Reader's view: Criminals get guns despite federal background checks
The April 9 letter, “Extending background checks won’t cut crime,” rebutted a March 18 letter, “More background checks will reduce gun crime.” Supporting background checks for all gun sales is itself in need of some rebutting.
As the April 9 letter stated, persons engaged in the retail or wholesale firearms business perform federal background checks, per existing law(s); they are federally licensed gun dealers who have a great record of following these legal requirements. I’m sure the March letter writer, being retired from law enforcement, understands that. So do most supposed “anti-gun” folks mentioned in the April letter.
The problem is the limits in the federal and state background check laws as written. In effect, persons who sell guns once or occasionally are not required to be licensed or do background checks. Thus they can inadvertently sell to someone they don’t know who has a criminal record or mental-
illness history. In this manner, enough guns are sold to such people every year that, along with gun theft and straw purchases, the criminal element is more than sufficiently armed for its nefarious needs.

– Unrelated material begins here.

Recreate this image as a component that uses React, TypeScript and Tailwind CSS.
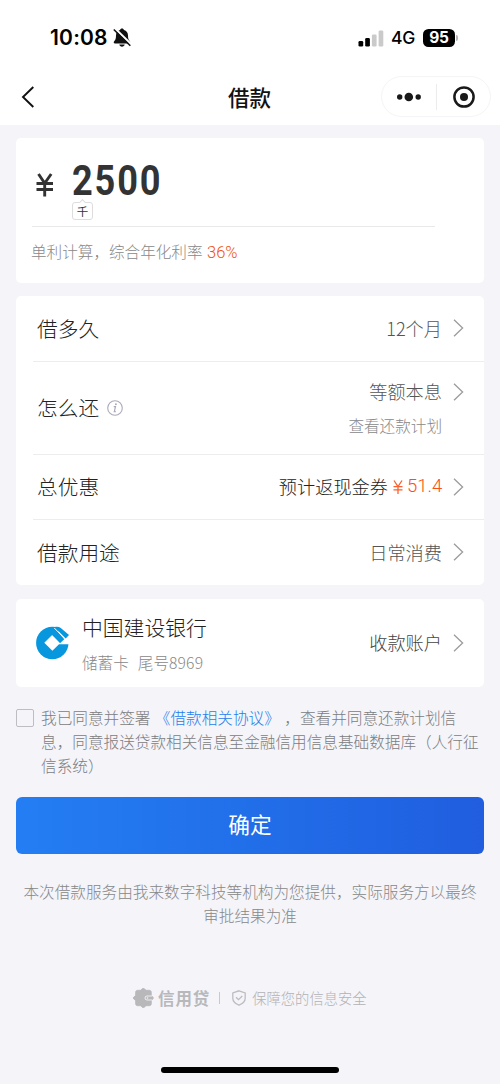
import type { ReactNode } from "react";

function Chevron({ className = "" }: { className?: string }) {
  return (
    <svg className={`h-[18px] w-[11px] shrink-0 ${className}`} viewBox="0 0 11 18" fill="none" stroke="#9c9c9c" strokeWidth="1.3">
      <path d="M1 .8 9.6 9 1 17.2" />
    </svg>
  );
}

function StatusBar() {
  return (
    <div className="flex h-[76px] items-center pl-[50px] pr-[42px] font-['Inter','Liberation_Sans',sans-serif]">
      <span className="w-[58px] whitespace-nowrap text-[21px] font-semibold leading-6 tracking-[0.2px]">10:08</span>
      <svg className="ml-[5px] h-[20px] w-[18px]" viewBox="0 0 18 20">
        <path d="M9 .5C8 .5 7.200 1.200 7 2.100 4.500 2.900 3 5 3 7.500c0 3.400-.7 4.500-1.800 5.700-.9 1-.5 2.300.8 2.300h14c1.300 0 1.700-1.300.8-2.300C15.700 12 15 10.900 15 7.500c0-2.500-1.500-4.600-4-5.400C10.800 1.200 10 .5 9 .5ZM6.300 16.500c.3 1.300 1.300 2.200 2.700 2.200s2.400-.9 2.700-2.200Z" fill="#111" />
        <path d="M1.900.5 18.500 16.500" stroke="#fff" strokeWidth="2.200" />
        <path d="M.8 1.500 17.300 17.700" stroke="#111" strokeWidth="1.600" />
      </svg>
      <svg className="ml-auto h-[17px] w-[26px]" viewBox="0 0 26 17">
        <rect x="0.500" y="11" width="4.700" height="5.500" rx="1.300" fill="#000" />
        <rect x="7.200" y="8" width="4.700" height="8.500" rx="1.300" fill="#000" />
        <rect x="13.900" y="4.500" width="4.700" height="12" rx="1.300" fill="#cacaca" />
        <rect x="20.600" y="0.500" width="4.700" height="16" rx="1.300" fill="#cacaca" />
      </svg>
      <span className="ml-[7px] w-[25px] text-[17.500px] font-medium leading-6 tracking-[-0.3px]">4G</span>
      <span className="ml-[7px] flex h-[18px] w-[32px] items-center justify-center rounded-[5.500px] bg-black text-[15.500px] font-bold tracking-[-0.2px] text-white">95</span>
      <span className="ml-[1px] h-[6px] w-[2px] rounded-r-full bg-[#b5b5b5]" />
    </div>
  );
}

function NavBar() {
  return (
    <div className="flex h-[49px] items-start justify-between pl-[21px] pr-[9px]">
      <svg className="mt-[10px] h-[22px] w-[14px]" viewBox="0 0 14 22" fill="none" stroke="#111" strokeWidth="1.900">
        <path d="M12.300 1 2 11l10.300 10" />
      </svg>
      <h1 className="ml-[83px] mt-[5px] text-[21.500px] font-medium leading-8 text-[#111]">借款</h1>
      <div className="flex h-[41px] w-[110px] items-center rounded-full border border-[#f5f5f5]">
        <svg className="ml-[15px] h-[10px] w-[24px]" viewBox="0 0 24 10" fill="#191919">
          <circle cx="2.700" cy="5" r="2.700" />
          <circle cx="11.800" cy="5" r="4.300" />
          <circle cx="21.200" cy="5" r="2.700" />
        </svg>
        <span className="ml-[15px] h-[26px] w-px bg-[#ececec]" />
        <svg className="ml-[16px] h-[22px] w-[22px]" viewBox="0 0 22 22">
          <circle cx="11" cy="11" r="9.600" fill="none" stroke="#191919" strokeWidth="2.500" />
          <circle cx="11" cy="11" r="4" fill="#191919" />
        </svg>
      </div>
    </div>
  );
}

function Row({ label, children, height, last = false }: { label: ReactNode; children: ReactNode; height: string; last?: boolean }) {
  return (
    <div className={`ml-[17px] flex items-center justify-between pl-[4px] pr-[20px] ${height} ${last ? "" : "border-b border-[#ededef]"}`}>
      <div className="flex items-center text-[20.700px] text-[#222]">{label}</div>
      {children}
    </div>
  );
}

function BankLogo() {
  return (
    <svg className="h-[34px] w-[34px] shrink-0" viewBox="0 0 34 34">
      <circle cx="16.300" cy="17" r="16.200" fill="#0797de" />
      <path d="M16.400 8.700 8.300 16.700l8.100 8.100L23 18.200h11V9L26.800 15.400 24 17Z" fill="#fff" />
      <path d="M21.500 0H34v18h-4.500l-5.200-1Z" fill="#fff" />
      <path d="M14 3.800 19 2.500 28.300 13.200 24.300 17.100 14 7Z" fill="#0797de" />
      <path d="M18.500 1.300C20.800.4 23 .8 24.800 2L33 9.100 29.700 12.600Z" fill="#0797de" />
      <path d="m18.300 2 11 11.300" stroke="#fff" strokeWidth="1" />
    </svg>
  );
}

export default function App() {
  return (
    <div className="flex h-[1084px] w-[500px] flex-col overflow-hidden bg-[#f4f4f9] font-['Noto_Sans_CJK_SC',sans-serif] font-light text-black">
      <header className="h-[125px] shrink-0 bg-white">
        <StatusBar />
        <NavBar />
      </header>

      <main className="flex flex-col px-4 pt-[13px]">
        <section className="h-[145px] rounded-[5px] bg-white pl-4">
          <div className="flex h-[89px] w-[403px] border-b border-[#e9e9e9]">
            <svg className="ml-[4px] mt-[35px] h-[24px] w-[18px]" viewBox="0 0 18 24" fill="none" stroke="#333" strokeWidth="2.900">
              <path d="m2.500 1 6.200 9.300L15.200 1M.5 10.500h16.500M.5 16.500h16.500M8.700 10v13.500" />
            </svg>
            <div className="ml-[18px] pt-[23px]">
              <div className="h-[40px] w-[90px] origin-left scale-x-[.86] whitespace-nowrap font-['Roboto',sans-serif] text-[42px] font-bold leading-[40px] tracking-[2.200px] text-[#333]">2500</div>
              <div className="relative mt-[1px] flex h-[18px] w-[21px] items-center justify-center rounded-[3px] border border-[#ddd] text-[11.500px] font-normal leading-[14px] text-[#333]">
                <span className="absolute -top-[3px] left-[7px] h-[5px] w-[5px] rotate-45 border-l border-t border-[#ddd] bg-white" />
                千
              </div>
            </div>
          </div>
          <p className="-ml-px mt-[12px] text-[15.600px] leading-6 text-[#888]">
            单利计算，综合年化利率 <span className="ml-px font-['Roboto',sans-serif] text-[16.500px] font-light text-[#f05010]">36%</span>
          </p>
        </section>

        <section className="mt-[13px] h-[289px] rounded-[5px] bg-white">
          <Row label="借多久" height="h-[66px]">
            <div className="flex items-center text-[18.200px] text-[#555]">
              12个月<Chevron className="ml-[11px]" />
            </div>
          </Row>
          <Row
            height="h-[93px]"
            label={
              <>
                怎么还
                <svg className="ml-[8px] h-[16px] w-[16px]" viewBox="0 0 16 16">
                  <circle cx="8" cy="8" r="7.300" fill="none" stroke="#aaaabc" strokeWidth="1.100" />
                  <path d="M6.700 6.700h1.800L7.300 11.700h1.500" fill="none" stroke="#aaaabc" strokeWidth="1.200" />
                  <circle cx="8.900" cy="4.300" r=".95" fill="#aaaabc" />
                </svg>
              </>
            }
          >
            <div className="flex flex-col pt-[1px]">
              <div className="flex h-[33px] items-center justify-end text-[18.200px] text-[#555]">
                等额本息<Chevron className="ml-[11px]" />
              </div>
              <div className="h-[33px] pr-[22px] text-right text-[15.600px] leading-[33px] text-[#888]">查看还款计划</div>
            </div>
          </Row>
          <Row label="总优惠" height="h-[65px]">
            <div className="flex items-center text-[18.200px] text-[#222]">
              预计返现金券
              <svg className="ml-[5px] h-[14px] w-[10px]" viewBox="0 0 10 14" fill="none" stroke="#fa6030" strokeWidth="1.300">
                <path d="m1 .5 4 6 4-6M.5 6.700h9M.5 9.900h9M5 6.500V14" />
              </svg>
              <span className="ml-[4px] w-[35px] whitespace-nowrap font-['Roboto',sans-serif] text-[18.500px] font-light text-[#fa5015]">51.4</span>
              <Chevron className="ml-[11px]" />
            </div>
          </Row>
          <Row label="借款用途" height="h-[65px]" last>
            <div className="flex items-center text-[18.200px] text-[#555]">
              日常消费<Chevron className="ml-[11px]" />
            </div>
          </Row>
        </section>

        <section className="mt-[14px] flex h-[88px] items-center rounded-[5px] bg-white pl-[20px] pr-[20px]">
          <BankLogo />
          <div className="ml-[12px]">
            <div className="text-[20.800px] leading-[32px] text-[#222]">中国建设银行</div>
            <div className="mt-[5px] text-[15.600px] leading-[28px] text-[#888]">
              储蓄卡<span className="ml-[9px]">尾号</span><span className="tracking-[0.200px]">8969</span>
            </div>
          </div>
          <div className="ml-auto flex items-center text-[18.200px] leading-[26px] text-[#444]">
            <span className="-mt-[2px]">收款账户</span>
            <Chevron className="ml-[11px]" />
          </div>
        </section>

        <label className="mt-[19px] flex items-start">
          <span className="mt-[3px] h-[18px] w-[18px] shrink-0 rounded-[2px] border border-[#bdbdc2]" />
          <span className="ml-[7px] whitespace-nowrap text-[15.630px] leading-6 text-[#7c7c80]">
            我已同意并签署 <span className="ml-px text-[#1f80ec]">《借款相关协议》</span> <span className="ml-px">，查看并同意还款计划信</span>
            <br />
            息，同意报送贷款相关信息至金融信用信息基础数据库（人行征
            <br />
            信系统）
          </span>
        </label>

        <button className="mt-[19px] h-[57px] rounded-[6px] bg-linear-to-r from-[#247ef3] to-[#205edf] pb-[2px] text-[21.700px] font-normal text-white">确定</button>

        <p className="mt-[26px] whitespace-nowrap text-center text-[15.630px] leading-6 text-[#888]">
          本次借款服务由我来数字科技等机构为您提供，实际服务方以最终
          <br />
          审批结果为准
        </p>
      </main>

      <footer className="mt-[58px] flex h-[24px] items-center pl-[133px] text-[#b2b2b5]">
        <svg className="h-[20px] w-[21px]" viewBox="0 0 21 20">
          <path d="M7.500 2.300 10.300 0l2.800 2.300h3.200c1.200 0 2 .8 2 2v3L20.500 10l-2.200 2.700v3c0 1.200-.8 2-2 2h-3.200L10.300 20l-2.800-2.300H4.600c-1.200 0-2-.8-2-2v-3L0 10l2.600-2.700v-3c0-1.200.8-2 2-2Z" fill="#b8b8bb" stroke="#b8b8bb" strokeWidth="0.800" strokeLinejoin="round" />
          <path d="M19 8h-5a2 2 0 0 0 0 4h5" fill="none" stroke="#f4f4f9" strokeWidth="0.900" />
          <circle cx="14.500" cy="10" r="0.800" fill="#f4f4f9" />
        </svg>
        <span className="ml-[4px] text-[16.500px] font-bold tracking-[0.900px] text-[#b8b8bb]">信用贷</span>
        <span className="ml-[9px] h-[12px] w-px bg-[#c9c9cd]" />
        <svg className="ml-[12px] h-[16px] w-[14px]" viewBox="0 0 14 16" fill="none" stroke="#bdbdc0" strokeWidth="1.300">
          <path d="M7 .8 13.200 3v5.300c0 3.300-2.600 5.400-6.200 6.900C3.400 13.700.8 11.600.8 8.300V3ZM4 7.200l2.500 2.500 3.800-3.700" />
        </svg>
        <span className="ml-[6px] text-[14.300px]">保障您的信息安全</span>
      </footer>

      <div className="mx-auto mt-[57px] h-[6px] w-[178px] shrink-0 rounded-full bg-black" />
    </div>
  );
}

Occasional and one-time gun sellers needn’t be licensed. But the law should require they have a background check performed on a potential buyer, with some exception for family members. It’s just common sense and would keep society safer.
Background checks are quick and inexpensive in this wired age. Though performing these checks does require some effort by the seller, that’s life in a modern, democratic society where individuals have a duty to each other. Background checks “target” only people prohibited by law from possessing a firearm. But, to be effective, all buyers need to participate.
It is true that current laws need to be enforced, a case the April letter writer correctly made. But laws also should be written as necessary to maintain order and security. Our current gun laws are far from being that.